Важнейшим издательством нового поколения, специализирующимся на тамиздате, стал «Ардис», основанный Карлом и Эллендеей Проффер в Энн-Арборе, штат Мичиган, в 1971 году, через два года после их поездки в Россию, где у них и возникла мысль о собственном издательстве. «Ардис» оказался не только первым крупным издательством, публиковавшим русскую литературу без поддержки государства или даже академических институтов, но и первым издательством, которое, печатая главным образом русскую литературу, при этом не было эмигрантским77. По словам Бродского, Карл Проффер, уроженец американского Среднего Запада, «сделал для русской литературы то, что сами русские хотели бы, но не могли сделать», – достижение, которое поэт сравнил с изобретением Гутенберга78. В отличие от более старых издательств русской эмиграции, таких как YMCA-Press в Париже или «Посев» во Франкфурте, у «Ардиса» не было ни религиозного, ни политического уклона, который зачастую отталкивал молодых авторов, скажем, того же Бродского. Благодаря «Ардису», его сети курьеров и профессиональных редакторов, среди которых были и недавно покинувшие Россию эмигранты, тамиздат не только стал текстуально вывереннее, но и «психологически неизмеримо заманчивее, надежнее и ближе для оставшихся в СССР писателей и читателей»79. С 1971 года, когда он был основан, и до конца советской эпохи «Ардис» представлял собой более привлекательную альтернативу для авторов из России, уже не надеявшихся на публикацию в госиздате, отчасти потому, что при Брежневе, а затем при Андропове режим все более ужесточался, а отчасти просто из‑за нежелания публиковаться в официальной печати.

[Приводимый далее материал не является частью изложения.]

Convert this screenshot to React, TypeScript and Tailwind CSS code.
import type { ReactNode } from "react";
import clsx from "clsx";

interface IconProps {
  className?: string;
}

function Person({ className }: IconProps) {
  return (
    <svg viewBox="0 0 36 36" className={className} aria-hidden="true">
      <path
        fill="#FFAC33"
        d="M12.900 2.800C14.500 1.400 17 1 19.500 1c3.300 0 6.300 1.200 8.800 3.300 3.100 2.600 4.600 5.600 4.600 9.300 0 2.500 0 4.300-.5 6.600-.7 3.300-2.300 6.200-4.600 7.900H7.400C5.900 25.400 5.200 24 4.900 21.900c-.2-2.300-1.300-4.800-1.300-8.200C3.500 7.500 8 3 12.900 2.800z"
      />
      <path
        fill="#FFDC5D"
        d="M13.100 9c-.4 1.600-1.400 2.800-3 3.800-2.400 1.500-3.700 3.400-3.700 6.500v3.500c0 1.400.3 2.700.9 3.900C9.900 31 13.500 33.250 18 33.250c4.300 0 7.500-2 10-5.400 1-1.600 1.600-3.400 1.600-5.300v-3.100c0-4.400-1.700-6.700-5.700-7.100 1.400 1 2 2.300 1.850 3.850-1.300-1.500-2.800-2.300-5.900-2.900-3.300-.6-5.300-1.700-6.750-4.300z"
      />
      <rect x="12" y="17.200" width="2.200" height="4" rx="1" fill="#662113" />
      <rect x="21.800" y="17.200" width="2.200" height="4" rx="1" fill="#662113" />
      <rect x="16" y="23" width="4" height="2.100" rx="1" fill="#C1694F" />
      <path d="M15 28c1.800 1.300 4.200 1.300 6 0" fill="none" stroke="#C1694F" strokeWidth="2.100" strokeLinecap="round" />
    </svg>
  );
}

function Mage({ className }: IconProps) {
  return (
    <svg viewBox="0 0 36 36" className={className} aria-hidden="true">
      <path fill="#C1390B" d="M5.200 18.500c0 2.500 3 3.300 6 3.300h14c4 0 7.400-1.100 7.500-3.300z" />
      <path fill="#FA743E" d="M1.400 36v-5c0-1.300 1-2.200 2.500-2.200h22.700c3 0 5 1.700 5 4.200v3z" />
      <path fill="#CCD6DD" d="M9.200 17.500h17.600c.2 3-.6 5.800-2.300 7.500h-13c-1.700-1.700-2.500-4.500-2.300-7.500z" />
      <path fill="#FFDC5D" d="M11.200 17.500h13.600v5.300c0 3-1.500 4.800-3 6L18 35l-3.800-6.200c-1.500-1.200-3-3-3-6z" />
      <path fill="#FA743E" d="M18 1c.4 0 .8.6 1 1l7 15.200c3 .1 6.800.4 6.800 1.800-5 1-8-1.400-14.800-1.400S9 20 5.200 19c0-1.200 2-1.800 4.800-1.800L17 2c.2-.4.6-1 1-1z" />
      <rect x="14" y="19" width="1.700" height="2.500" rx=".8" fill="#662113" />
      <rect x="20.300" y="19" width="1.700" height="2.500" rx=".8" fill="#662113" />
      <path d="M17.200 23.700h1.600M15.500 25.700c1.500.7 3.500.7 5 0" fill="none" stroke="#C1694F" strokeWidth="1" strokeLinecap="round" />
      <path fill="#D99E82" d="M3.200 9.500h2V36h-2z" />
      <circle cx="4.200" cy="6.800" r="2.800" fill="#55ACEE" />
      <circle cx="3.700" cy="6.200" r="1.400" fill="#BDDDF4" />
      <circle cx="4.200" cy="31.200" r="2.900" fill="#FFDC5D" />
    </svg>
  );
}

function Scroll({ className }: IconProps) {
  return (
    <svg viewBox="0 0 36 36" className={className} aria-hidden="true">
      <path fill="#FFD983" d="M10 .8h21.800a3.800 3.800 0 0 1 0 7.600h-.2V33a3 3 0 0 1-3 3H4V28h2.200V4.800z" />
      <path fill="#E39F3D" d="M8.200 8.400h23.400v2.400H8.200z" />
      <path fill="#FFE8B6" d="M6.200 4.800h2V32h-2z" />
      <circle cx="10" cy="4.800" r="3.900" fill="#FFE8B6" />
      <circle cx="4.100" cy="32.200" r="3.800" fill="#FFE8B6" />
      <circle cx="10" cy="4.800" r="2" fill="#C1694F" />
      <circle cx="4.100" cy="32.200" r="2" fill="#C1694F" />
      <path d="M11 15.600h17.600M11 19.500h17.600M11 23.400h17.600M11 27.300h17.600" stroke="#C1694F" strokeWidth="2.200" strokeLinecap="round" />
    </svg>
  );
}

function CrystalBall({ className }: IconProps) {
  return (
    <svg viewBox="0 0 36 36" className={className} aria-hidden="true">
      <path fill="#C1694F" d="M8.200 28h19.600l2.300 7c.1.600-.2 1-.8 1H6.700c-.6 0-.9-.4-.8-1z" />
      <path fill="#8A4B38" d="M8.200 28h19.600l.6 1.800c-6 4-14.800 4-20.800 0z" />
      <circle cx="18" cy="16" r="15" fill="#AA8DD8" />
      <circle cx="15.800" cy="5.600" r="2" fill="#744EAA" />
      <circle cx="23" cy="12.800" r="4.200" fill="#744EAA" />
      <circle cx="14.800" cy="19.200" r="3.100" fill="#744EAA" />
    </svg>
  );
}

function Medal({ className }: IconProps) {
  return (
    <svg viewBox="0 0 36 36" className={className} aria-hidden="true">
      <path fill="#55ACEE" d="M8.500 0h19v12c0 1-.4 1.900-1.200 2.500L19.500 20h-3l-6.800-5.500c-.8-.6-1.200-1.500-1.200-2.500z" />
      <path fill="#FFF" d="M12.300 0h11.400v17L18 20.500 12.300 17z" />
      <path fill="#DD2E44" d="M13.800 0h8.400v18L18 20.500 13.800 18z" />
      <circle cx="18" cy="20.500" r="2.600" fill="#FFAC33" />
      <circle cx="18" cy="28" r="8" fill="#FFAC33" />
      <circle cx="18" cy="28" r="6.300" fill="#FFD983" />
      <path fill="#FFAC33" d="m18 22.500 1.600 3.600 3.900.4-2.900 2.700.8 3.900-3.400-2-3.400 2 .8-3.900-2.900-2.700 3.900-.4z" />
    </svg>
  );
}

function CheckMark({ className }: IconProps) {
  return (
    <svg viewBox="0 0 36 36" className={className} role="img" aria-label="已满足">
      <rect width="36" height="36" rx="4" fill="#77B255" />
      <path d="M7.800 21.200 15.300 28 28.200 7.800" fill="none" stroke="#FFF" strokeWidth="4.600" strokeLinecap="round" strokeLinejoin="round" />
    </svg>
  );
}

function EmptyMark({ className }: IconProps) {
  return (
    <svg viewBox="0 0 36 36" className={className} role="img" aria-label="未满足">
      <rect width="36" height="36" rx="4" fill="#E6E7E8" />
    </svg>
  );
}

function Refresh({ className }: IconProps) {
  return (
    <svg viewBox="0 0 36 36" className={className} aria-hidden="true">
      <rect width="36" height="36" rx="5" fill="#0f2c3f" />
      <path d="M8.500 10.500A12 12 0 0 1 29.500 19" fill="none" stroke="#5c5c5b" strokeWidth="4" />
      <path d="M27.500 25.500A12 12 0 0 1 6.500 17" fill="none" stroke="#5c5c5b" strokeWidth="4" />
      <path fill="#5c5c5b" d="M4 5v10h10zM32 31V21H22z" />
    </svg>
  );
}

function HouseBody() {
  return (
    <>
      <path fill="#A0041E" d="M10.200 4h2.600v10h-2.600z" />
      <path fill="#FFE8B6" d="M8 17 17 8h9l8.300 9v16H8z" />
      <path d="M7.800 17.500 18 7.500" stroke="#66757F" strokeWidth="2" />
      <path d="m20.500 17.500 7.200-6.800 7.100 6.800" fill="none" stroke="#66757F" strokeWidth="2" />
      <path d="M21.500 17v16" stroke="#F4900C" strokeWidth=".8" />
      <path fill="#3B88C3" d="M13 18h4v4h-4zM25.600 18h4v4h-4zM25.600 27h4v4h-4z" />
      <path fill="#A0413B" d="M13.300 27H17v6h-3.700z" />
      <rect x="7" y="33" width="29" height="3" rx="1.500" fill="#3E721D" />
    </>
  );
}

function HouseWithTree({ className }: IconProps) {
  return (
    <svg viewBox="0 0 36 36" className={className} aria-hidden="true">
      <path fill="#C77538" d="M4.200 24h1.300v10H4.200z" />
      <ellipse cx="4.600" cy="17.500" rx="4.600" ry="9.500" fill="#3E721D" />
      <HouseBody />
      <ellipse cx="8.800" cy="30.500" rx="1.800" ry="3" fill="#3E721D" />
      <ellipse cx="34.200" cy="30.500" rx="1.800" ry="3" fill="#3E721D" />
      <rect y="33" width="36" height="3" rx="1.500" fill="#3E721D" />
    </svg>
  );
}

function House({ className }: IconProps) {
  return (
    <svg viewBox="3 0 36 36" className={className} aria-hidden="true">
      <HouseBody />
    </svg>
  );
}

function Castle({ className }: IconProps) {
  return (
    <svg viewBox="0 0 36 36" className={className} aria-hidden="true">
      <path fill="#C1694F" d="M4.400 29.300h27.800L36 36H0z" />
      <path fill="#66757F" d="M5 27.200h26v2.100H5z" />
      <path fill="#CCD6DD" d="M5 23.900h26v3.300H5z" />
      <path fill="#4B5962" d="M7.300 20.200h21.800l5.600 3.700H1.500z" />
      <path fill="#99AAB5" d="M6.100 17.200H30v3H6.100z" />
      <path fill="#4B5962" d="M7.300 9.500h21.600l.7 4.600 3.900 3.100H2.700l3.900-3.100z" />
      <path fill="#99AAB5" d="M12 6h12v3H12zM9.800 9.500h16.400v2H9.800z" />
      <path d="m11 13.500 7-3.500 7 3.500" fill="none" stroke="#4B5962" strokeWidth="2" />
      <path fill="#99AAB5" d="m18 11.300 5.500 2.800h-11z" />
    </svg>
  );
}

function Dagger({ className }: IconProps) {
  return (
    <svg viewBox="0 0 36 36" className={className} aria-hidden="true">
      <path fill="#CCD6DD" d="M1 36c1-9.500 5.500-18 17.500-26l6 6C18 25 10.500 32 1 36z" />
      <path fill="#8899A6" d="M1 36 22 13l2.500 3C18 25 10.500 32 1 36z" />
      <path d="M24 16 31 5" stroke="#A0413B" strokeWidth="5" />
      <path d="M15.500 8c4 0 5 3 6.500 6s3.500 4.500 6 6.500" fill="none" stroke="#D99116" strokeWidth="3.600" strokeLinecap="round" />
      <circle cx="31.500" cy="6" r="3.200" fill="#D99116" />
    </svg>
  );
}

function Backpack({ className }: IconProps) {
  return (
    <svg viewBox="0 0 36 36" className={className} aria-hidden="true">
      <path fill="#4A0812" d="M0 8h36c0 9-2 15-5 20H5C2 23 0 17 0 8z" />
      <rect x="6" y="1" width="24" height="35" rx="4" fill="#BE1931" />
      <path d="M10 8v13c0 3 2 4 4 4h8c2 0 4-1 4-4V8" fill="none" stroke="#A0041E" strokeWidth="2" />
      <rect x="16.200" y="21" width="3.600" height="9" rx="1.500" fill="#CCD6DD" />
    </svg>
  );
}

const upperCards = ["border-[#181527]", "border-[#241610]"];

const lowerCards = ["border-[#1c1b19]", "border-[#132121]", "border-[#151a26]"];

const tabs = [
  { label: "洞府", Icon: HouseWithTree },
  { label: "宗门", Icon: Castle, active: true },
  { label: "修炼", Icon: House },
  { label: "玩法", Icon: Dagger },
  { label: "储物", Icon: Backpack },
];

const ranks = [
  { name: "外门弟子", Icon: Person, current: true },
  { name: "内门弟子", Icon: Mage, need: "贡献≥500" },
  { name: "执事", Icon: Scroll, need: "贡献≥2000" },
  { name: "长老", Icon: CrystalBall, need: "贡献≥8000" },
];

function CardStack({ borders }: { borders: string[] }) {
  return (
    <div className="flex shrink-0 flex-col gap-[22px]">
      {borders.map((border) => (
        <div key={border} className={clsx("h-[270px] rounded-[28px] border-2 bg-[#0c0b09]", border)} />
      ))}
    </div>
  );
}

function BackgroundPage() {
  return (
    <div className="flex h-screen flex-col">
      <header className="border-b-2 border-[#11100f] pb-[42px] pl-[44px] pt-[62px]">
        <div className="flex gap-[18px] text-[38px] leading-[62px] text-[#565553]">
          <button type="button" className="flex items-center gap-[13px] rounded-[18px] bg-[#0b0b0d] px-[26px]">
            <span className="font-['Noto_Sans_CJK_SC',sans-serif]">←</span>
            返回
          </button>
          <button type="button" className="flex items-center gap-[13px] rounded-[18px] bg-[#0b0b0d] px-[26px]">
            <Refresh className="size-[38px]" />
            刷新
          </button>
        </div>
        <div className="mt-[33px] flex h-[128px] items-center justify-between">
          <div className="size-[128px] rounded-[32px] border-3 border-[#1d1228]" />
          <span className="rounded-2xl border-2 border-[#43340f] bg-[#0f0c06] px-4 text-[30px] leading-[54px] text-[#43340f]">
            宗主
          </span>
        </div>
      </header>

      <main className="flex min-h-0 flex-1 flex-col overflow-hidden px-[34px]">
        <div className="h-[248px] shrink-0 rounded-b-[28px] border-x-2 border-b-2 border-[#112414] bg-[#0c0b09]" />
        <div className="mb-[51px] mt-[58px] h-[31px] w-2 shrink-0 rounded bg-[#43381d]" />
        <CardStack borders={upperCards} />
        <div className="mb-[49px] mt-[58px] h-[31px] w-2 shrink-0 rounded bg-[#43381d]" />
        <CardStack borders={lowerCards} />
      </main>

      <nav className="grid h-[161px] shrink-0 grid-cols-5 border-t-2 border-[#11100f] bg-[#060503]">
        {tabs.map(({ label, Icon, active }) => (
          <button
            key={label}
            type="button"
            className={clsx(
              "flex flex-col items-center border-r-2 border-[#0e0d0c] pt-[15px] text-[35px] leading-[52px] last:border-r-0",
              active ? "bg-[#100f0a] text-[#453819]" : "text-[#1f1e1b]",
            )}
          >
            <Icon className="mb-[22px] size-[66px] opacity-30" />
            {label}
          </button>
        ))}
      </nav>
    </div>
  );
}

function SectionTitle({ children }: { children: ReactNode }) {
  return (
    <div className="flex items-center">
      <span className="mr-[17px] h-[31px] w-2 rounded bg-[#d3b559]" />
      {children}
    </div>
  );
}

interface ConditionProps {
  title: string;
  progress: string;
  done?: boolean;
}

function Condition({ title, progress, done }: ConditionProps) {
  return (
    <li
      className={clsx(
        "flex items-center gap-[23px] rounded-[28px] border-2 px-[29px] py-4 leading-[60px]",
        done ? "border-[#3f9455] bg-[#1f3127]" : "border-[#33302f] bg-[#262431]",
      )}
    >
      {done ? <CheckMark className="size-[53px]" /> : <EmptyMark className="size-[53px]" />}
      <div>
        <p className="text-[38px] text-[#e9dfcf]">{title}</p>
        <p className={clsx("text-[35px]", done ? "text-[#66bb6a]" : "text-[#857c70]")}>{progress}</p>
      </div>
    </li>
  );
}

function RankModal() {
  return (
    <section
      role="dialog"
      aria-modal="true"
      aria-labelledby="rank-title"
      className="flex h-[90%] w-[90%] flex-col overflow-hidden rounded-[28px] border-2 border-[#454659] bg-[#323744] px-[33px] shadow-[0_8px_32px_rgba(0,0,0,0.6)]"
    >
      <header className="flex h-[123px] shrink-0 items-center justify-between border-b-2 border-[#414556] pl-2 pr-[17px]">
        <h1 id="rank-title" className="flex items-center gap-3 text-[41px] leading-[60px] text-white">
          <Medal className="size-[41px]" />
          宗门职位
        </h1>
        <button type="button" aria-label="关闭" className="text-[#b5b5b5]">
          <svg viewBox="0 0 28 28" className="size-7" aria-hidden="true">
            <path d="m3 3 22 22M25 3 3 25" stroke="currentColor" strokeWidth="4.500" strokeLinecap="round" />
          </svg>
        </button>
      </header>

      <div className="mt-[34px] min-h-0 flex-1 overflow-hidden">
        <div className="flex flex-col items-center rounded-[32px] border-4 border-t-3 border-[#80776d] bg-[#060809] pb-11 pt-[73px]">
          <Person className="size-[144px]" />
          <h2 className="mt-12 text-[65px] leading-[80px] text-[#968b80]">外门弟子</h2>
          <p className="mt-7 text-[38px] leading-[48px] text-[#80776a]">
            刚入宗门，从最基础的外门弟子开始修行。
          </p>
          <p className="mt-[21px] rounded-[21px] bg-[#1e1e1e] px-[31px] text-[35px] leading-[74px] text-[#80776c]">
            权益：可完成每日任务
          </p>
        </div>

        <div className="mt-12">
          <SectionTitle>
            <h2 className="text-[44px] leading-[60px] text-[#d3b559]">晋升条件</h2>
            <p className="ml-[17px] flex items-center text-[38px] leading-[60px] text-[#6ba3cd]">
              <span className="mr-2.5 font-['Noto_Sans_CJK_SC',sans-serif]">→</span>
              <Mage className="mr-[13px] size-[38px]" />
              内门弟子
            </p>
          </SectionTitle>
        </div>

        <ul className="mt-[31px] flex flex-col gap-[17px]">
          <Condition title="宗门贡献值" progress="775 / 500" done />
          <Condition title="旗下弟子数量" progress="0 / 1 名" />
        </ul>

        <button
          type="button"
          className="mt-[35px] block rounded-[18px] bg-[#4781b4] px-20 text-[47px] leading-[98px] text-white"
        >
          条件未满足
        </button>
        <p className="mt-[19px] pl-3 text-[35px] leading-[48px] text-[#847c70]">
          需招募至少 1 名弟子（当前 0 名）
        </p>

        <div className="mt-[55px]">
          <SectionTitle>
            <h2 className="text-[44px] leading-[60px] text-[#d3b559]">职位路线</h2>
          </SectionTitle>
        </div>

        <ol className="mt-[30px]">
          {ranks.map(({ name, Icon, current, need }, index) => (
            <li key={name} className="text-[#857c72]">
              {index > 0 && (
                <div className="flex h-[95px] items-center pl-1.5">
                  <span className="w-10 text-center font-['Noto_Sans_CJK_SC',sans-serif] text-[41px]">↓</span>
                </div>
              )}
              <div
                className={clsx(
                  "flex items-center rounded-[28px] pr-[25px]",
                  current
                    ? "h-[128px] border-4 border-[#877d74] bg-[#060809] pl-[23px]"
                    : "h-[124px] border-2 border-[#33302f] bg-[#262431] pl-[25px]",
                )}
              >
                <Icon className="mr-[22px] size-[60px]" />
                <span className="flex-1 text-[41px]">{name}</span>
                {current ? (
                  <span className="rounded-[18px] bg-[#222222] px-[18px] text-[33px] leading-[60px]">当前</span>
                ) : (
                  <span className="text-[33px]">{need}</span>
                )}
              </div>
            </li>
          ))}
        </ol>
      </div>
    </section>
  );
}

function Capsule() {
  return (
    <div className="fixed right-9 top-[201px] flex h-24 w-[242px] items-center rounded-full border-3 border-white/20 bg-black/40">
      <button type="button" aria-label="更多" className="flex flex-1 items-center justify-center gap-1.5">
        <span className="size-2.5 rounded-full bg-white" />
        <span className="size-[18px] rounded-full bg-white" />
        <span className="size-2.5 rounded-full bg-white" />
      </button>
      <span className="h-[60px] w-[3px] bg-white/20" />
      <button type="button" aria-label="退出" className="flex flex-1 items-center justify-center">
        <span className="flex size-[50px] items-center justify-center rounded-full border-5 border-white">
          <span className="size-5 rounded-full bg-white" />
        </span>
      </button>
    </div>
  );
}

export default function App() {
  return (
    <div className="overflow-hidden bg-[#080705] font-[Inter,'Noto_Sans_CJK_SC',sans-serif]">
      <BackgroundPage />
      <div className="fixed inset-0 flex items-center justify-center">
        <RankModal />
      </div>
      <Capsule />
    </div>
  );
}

Название издательства восходит к роману Набокова «Ада», который Профферы читали во время поездки в Россию в 1969 году:

«Ада» заняла в нашей памяти особое место, связавшись с этой гостиницей, с этой зимой и отчаянной жаждой прочесть что-нибудь свежее по-английски и чем-то уравновесить давление изучаемого русского мира. Чем-то, что напомнит нам, что мы происходим из английского языка, хотя – парадокс – роман был написан русским эмигрантом80.